── MATERIAL

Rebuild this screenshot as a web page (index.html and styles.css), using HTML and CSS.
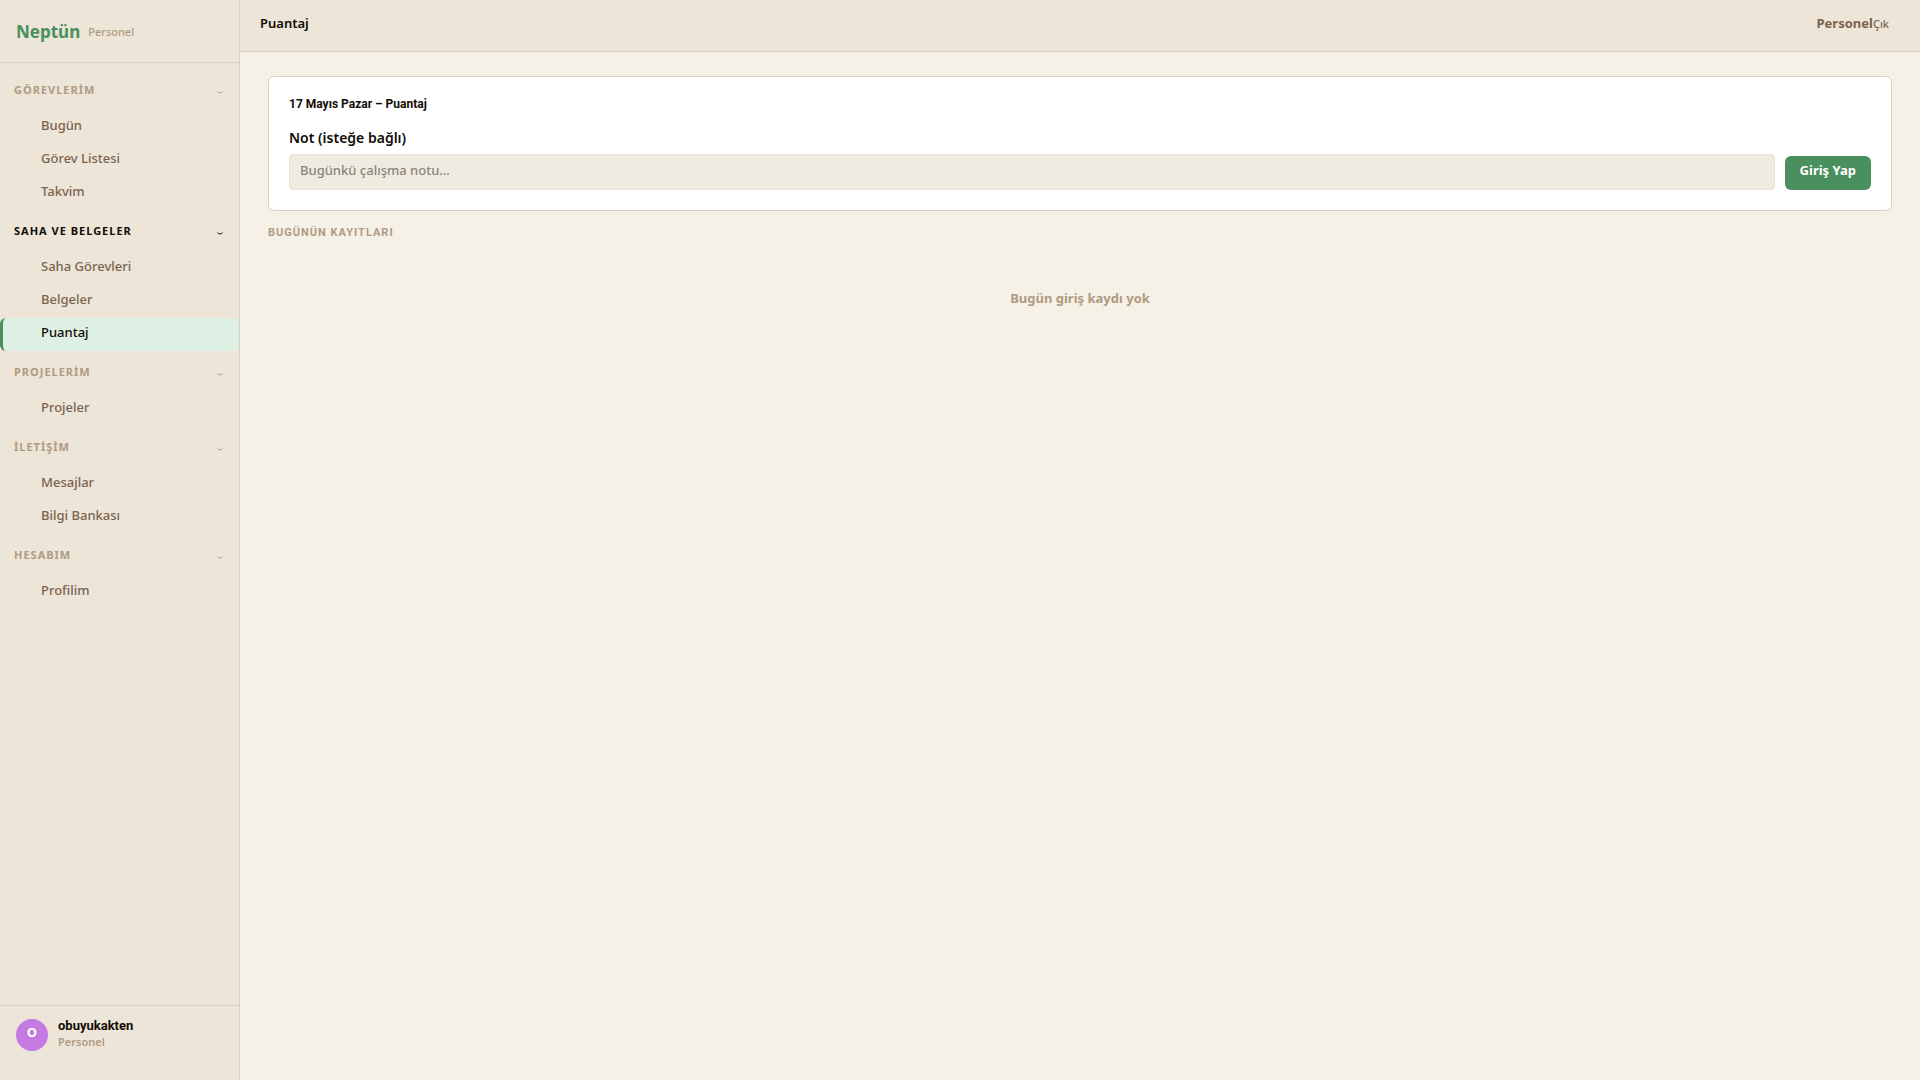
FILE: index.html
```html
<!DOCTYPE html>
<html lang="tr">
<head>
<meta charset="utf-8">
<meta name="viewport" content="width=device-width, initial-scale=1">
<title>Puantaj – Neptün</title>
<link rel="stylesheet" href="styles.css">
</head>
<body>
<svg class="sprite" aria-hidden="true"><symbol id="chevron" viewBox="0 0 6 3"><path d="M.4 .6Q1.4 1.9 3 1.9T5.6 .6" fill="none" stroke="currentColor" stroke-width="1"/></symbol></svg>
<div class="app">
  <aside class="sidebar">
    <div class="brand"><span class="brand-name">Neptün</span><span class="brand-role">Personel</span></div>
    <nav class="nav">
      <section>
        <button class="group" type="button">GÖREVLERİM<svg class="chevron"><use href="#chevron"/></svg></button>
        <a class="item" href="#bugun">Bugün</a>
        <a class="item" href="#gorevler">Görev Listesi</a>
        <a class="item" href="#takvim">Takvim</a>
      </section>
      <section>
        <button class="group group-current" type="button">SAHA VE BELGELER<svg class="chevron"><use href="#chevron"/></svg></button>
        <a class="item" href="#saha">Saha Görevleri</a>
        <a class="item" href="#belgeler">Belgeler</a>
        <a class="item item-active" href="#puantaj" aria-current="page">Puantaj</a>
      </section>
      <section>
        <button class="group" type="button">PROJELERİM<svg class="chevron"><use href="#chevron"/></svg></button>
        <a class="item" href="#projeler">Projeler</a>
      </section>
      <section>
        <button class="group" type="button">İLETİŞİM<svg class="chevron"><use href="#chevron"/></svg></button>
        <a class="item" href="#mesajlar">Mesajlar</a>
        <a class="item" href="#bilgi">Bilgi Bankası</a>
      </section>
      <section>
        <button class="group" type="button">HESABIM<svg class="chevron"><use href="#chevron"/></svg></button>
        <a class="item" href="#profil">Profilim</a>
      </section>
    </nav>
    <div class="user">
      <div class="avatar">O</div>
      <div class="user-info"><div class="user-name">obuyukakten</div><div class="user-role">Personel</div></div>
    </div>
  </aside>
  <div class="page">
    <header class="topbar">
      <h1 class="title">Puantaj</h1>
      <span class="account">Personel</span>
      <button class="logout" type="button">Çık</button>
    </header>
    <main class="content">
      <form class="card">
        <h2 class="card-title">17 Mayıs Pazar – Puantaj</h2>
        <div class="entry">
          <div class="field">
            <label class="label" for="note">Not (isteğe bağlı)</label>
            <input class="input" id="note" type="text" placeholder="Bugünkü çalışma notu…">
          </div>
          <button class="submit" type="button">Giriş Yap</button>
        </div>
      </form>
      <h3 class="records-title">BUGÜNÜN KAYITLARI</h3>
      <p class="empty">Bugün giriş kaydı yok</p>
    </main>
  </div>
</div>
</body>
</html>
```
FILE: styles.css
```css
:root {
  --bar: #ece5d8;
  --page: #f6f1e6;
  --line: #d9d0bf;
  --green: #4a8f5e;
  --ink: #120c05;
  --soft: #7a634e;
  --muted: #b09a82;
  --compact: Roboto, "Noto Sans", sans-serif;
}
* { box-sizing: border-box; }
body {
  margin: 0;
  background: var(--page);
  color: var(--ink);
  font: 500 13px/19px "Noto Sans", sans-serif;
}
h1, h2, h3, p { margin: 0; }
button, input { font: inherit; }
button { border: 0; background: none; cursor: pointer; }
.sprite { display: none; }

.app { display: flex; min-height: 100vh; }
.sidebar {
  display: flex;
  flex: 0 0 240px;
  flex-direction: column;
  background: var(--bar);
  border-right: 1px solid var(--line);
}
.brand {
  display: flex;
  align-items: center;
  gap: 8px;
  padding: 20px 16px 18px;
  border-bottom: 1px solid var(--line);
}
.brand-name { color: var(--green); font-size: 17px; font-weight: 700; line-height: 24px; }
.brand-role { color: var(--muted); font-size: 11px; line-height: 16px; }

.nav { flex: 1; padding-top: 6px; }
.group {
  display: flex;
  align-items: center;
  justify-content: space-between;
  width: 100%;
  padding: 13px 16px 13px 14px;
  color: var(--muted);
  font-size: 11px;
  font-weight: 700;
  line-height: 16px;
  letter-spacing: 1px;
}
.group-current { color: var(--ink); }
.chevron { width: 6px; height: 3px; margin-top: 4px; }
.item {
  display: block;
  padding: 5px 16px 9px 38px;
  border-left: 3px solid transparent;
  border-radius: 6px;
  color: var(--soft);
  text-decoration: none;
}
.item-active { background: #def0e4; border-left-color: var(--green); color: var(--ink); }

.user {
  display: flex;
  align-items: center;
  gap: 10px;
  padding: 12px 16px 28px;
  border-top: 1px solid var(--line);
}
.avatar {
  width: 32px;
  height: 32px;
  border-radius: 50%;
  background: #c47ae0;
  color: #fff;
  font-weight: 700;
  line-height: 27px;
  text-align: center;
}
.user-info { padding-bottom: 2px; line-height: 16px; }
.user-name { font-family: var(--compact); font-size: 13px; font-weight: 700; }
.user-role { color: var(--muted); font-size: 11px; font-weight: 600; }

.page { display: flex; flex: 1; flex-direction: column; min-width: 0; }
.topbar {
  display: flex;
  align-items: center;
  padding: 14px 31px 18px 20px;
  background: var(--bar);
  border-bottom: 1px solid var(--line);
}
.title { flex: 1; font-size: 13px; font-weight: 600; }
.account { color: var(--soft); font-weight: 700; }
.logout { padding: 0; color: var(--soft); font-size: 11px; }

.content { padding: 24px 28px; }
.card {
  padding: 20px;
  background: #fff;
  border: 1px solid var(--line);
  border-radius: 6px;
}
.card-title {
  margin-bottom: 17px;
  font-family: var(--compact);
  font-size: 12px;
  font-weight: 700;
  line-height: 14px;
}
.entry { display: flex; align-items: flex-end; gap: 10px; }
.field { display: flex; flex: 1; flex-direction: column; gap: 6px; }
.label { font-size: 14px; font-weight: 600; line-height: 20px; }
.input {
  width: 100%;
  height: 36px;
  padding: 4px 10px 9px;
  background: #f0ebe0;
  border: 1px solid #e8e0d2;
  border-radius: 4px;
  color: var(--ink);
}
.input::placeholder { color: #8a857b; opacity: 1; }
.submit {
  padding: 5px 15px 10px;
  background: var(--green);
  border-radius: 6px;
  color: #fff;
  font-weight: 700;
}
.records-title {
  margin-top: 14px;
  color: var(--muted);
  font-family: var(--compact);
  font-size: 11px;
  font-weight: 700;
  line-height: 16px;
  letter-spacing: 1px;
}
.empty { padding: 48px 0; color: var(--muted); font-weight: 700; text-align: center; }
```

────

__EXERCISE PROMPT__. Without the pictures, print the whole listing exactly as given.

__THE OUTPUT__.
Rebuild this screenshot as a web page (index.html and styles.css), using HTML and CSS.
FILE: index.html
```html
<!DOCTYPE html>
<html lang="tr">
<head>
<meta charset="utf-8">
<meta name="viewport" content="width=device-width, initial-scale=1">
<title>Puantaj – Neptün</title>
<link rel="stylesheet" href="styles.css">
</head>
<body>
<svg class="sprite" aria-hidden="true"><symbol id="chevron" viewBox="0 0 6 3"><path d="M.4 .6Q1.4 1.9 3 1.9T5.6 .6" fill="none" stroke="currentColor" stroke-width="1"/></symbol></svg>
<div class="app">
  <aside class="sidebar">
    <div class="brand"><span class="brand-name">Neptün</span><span class="brand-role">Personel</span></div>
    <nav class="nav">
      <section>
        <button class="group" type="button">GÖREVLERİM<svg class="chevron"><use href="#chevron"/></svg></button>
        <a class="item" href="#bugun">Bugün</a>
        <a class="item" href="#gorevler">Görev Listesi</a>
        <a class="item" href="#takvim">Takvim</a>
      </section>
      <section>
        <button class="group group-current" type="button">SAHA VE BELGELER<svg class="chevron"><use href="#chevron"/></svg></button>
        <a class="item" href="#saha">Saha Görevleri</a>
        <a class="item" href="#belgeler">Belgeler</a>
        <a class="item item-active" href="#puantaj" aria-current="page">Puantaj</a>
      </section>
      <section>
        <button class="group" type="button">PROJELERİM<svg class="chevron"><use href="#chevron"/></svg></button>
        <a class="item" href="#projeler">Projeler</a>
      </section>
      <section>
        <button class="group" type="button">İLETİŞİM<svg class="chevron"><use href="#chevron"/></svg></button>
        <a class="item" href="#mesajlar">Mesajlar</a>
        <a class="item" href="#bilgi">Bilgi Bankası</a>
      </section>
      <section>
        <button class="group" type="button">HESABIM<svg class="chevron"><use href="#chevron"/></svg></button>
        <a class="item" href="#profil">Profilim</a>
      </section>
    </nav>
    <div class="user">
      <div class="avatar">O</div>
      <div class="user-info"><div class="user-name">obuyukakten</div><div class="user-role">Personel</div></div>
    </div>
  </aside>
  <div class="page">
    <header class="topbar">
      <h1 class="title">Puantaj</h1>
      <span class="account">Personel</span>
      <button class="logout" type="button">Çık</button>
    </header>
    <main class="content">
      <form class="card">
        <h2 class="card-title">17 Mayıs Pazar – Puantaj</h2>
        <div class="entry">
          <div class="field">
            <label class="label" for="note">Not (isteğe bağlı)</label>
            <input class="input" id="note" type="text" placeholder="Bugünkü çalışma notu…">
          </div>
          <button class="submit" type="button">Giriş Yap</button>
        </div>
      </form>
      <h3 class="records-title">BUGÜNÜN KAYITLARI</h3>
      <p class="empty">Bugün giriş kaydı yok</p>
    </main>
  </div>
</div>
</body>
</html>
```
FILE: styles.css
```css
:root {
  --bar: #ece5d8;
  --page: #f6f1e6;
  --line: #d9d0bf;
  --green: #4a8f5e;
  --ink: #120c05;
  --soft: #7a634e;
  --muted: #b09a82;
  --compact: Roboto, "Noto Sans", sans-serif;
}
* { box-sizing: border-box; }
body {
  margin: 0;
  background: var(--page);
  color: var(--ink);
  font: 500 13px/19px "Noto Sans", sans-serif;
}
h1, h2, h3, p { margin: 0; }
button, input { font: inherit; }
button { border: 0; background: none; cursor: pointer; }
.sprite { display: none; }

.app { display: flex; min-height: 100vh; }
.sidebar {
  display: flex;
  flex: 0 0 240px;
  flex-direction: column;
  background: var(--bar);
  border-right: 1px solid var(--line);
}
.brand {
  display: flex;
  align-items: center;
  gap: 8px;
  padding: 20px 16px 18px;
  border-bottom: 1px solid var(--line);
}
.brand-name { color: var(--green); font-size: 17px; font-weight: 700; line-height: 24px; }
.brand-role { color: var(--muted); font-size: 11px; line-height: 16px; }

.nav { flex: 1; padding-top: 6px; }
.group {
  display: flex;
  align-items: center;
  justify-content: space-between;
  width: 100%;
  padding: 13px 16px 13px 14px;
  color: var(--muted);
  font-size: 11px;
  font-weight: 700;
  line-height: 16px;
  letter-spacing: 1px;
}
.group-current { color: var(--ink); }
.chevron { width: 6px; height: 3px; margin-top: 4px; }
.item {
  display: block;
  padding: 5px 16px 9px 38px;
  border-left: 3px solid transparent;
  border-radius: 6px;
  color: var(--soft);
  text-decoration: none;
}
.item-active { background: #def0e4; border-left-color: var(--green); color: var(--ink); }

.user {
  display: flex;
  align-items: center;
  gap: 10px;
  padding: 12px 16px 28px;
  border-top: 1px solid var(--line);
}
.avatar {
  width: 32px;
  height: 32px;
  border-radius: 50%;
  background: #c47ae0;
  color: #fff;
  font-weight: 700;
  line-height: 27px;
  text-align: center;
}
.user-info { padding-bottom: 2px; line-height: 16px; }
.user-name { font-family: var(--compact); font-size: 13px; font-weight: 700; }
.user-role { color: var(--muted); font-size: 11px; font-weight: 600; }

.page { display: flex; flex: 1; flex-direction: column; min-width: 0; }
.topbar {
  display: flex;
  align-items: center;
  padding: 14px 31px 18px 20px;
  background: var(--bar);
  border-bottom: 1px solid var(--line);
}
.title { flex: 1; font-size: 13px; font-weight: 600; }
.account { color: var(--soft); font-weight: 700; }
.logout { padding: 0; color: var(--soft); font-size: 11px; }

.content { padding: 24px 28px; }
.card {
  padding: 20px;
  background: #fff;
  border: 1px solid var(--line);
  border-radius: 6px;
}
.card-title {
  margin-bottom: 17px;
  font-family: var(--compact);
  font-size: 12px;
  font-weight: 700;
  line-height: 14px;
}
.entry { display: flex; align-items: flex-end; gap: 10px; }
.field { display: flex; flex: 1; flex-direction: column; gap: 6px; }
.label { font-size: 14px; font-weight: 600; line-height: 20px; }
.input {
  width: 100%;
  height: 36px;
  padding: 4px 10px 9px;
  background: #f0ebe0;
  border: 1px solid #e8e0d2;
  border-radius: 4px;
  color: var(--ink);
}
.input::placeholder { color: #8a857b; opacity: 1; }
.submit {
  padding: 5px 15px 10px;
  background: var(--green);
  border-radius: 6px;
  color: #fff;
  font-weight: 700;
}
.records-title {
  margin-top: 14px;
  color: var(--muted);
  font-family: var(--compact);
  font-size: 11px;
  font-weight: 700;
  line-height: 16px;
  letter-spacing: 1px;
}
.empty { padding: 48px 0; color: var(--muted); font-weight: 700; text-align: center; }
```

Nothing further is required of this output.